Court documents themselves can also mislead if read too quickly. Complaints are often written in the strongest possible narrative terms because they are advocacy documents. Motions are designed to persuade. Press releases by litigants are even more selective. Reporters should therefore read the actual filings where possible, compare competing arguments, and look closely at the court’s own language in written decisions. The judge’s order, not the parties’ spin, is usually the most important text. Even then, one order may be narrow, procedural, or temporary, and correspondents should resist presenting early developments as broader or more final than they are.

Another reason this subject matters is that the American courts are not only legal institutions. They are also central stages for political, social, and economic conflict. Battles over immigration, media freedom, reproductive rights, executive power, corporate conduct, environmental regulation, technology, and education frequently pass through the courts. For foreign correspondents, the judiciary is therefore not a niche beat. It is a major arena where the United States defines and contests its values, powers, and limits.

What international correspondents should know is that good legal reporting in America depends on precision, patience, and skepticism. It requires understanding which court is involved, what stage the case is in, what legal standard is being applied, and what the ruling actually does. It also requires resisting the temptation to frame every legal story as an immediate moral conclusion. Courts move through procedure, and procedure often determines outcome.

Why does this matter?
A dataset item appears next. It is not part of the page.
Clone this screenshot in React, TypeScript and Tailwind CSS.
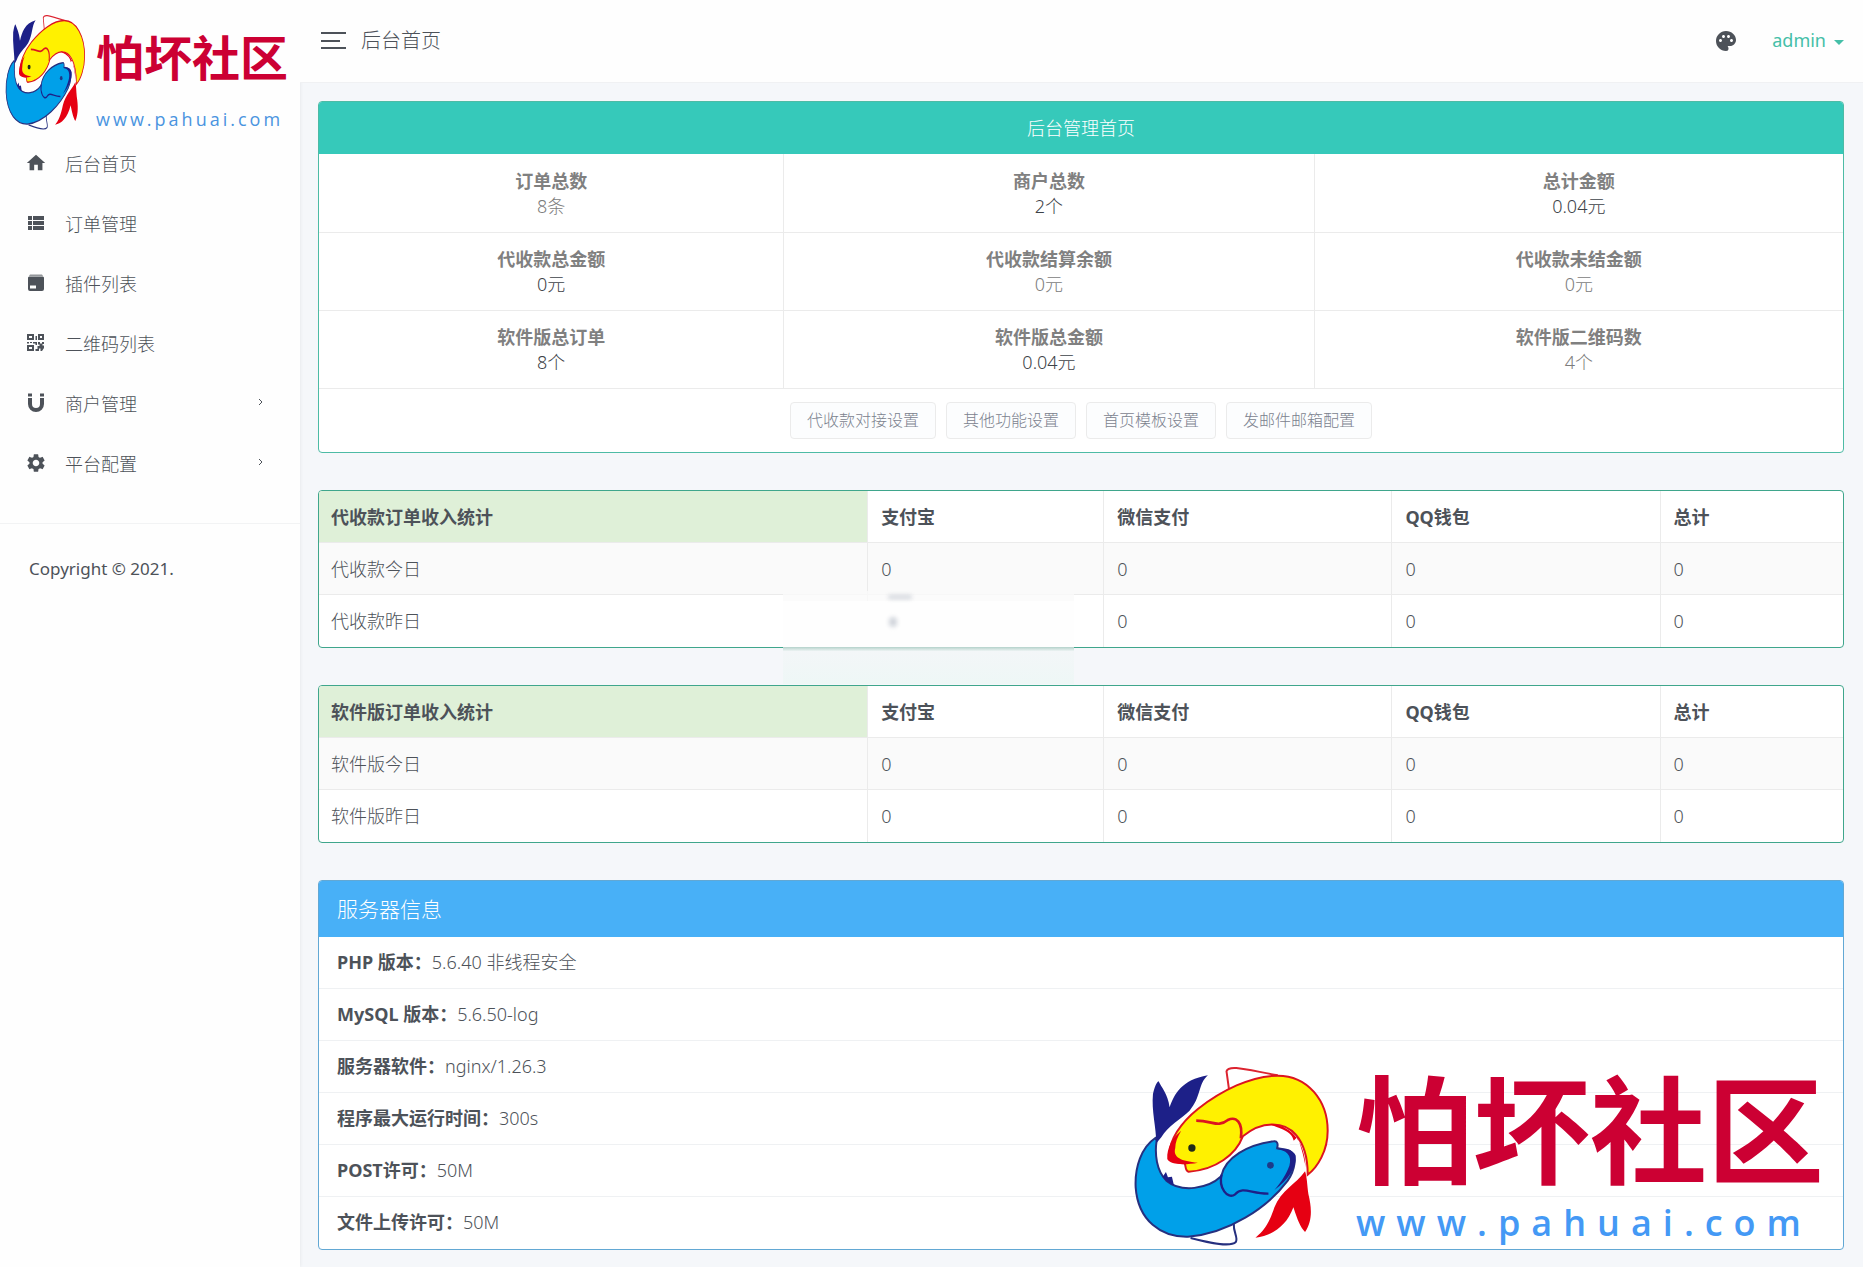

Because the American legal system produces consequences far beyond the courtroom, and international audiences often rely on correspondents to decode those consequences clearly. When legal reporting is careless, it can create confusion about rights, power, accountability, and institutional legitimacy. When it is done well, it helps audiences understand not only what a court has said, but what that means inside the larger American system.

That is the real task for foreign correspondents: not simply to report that something happened in court, but to explain how the system works, why the ruling matters, and where the case may go next.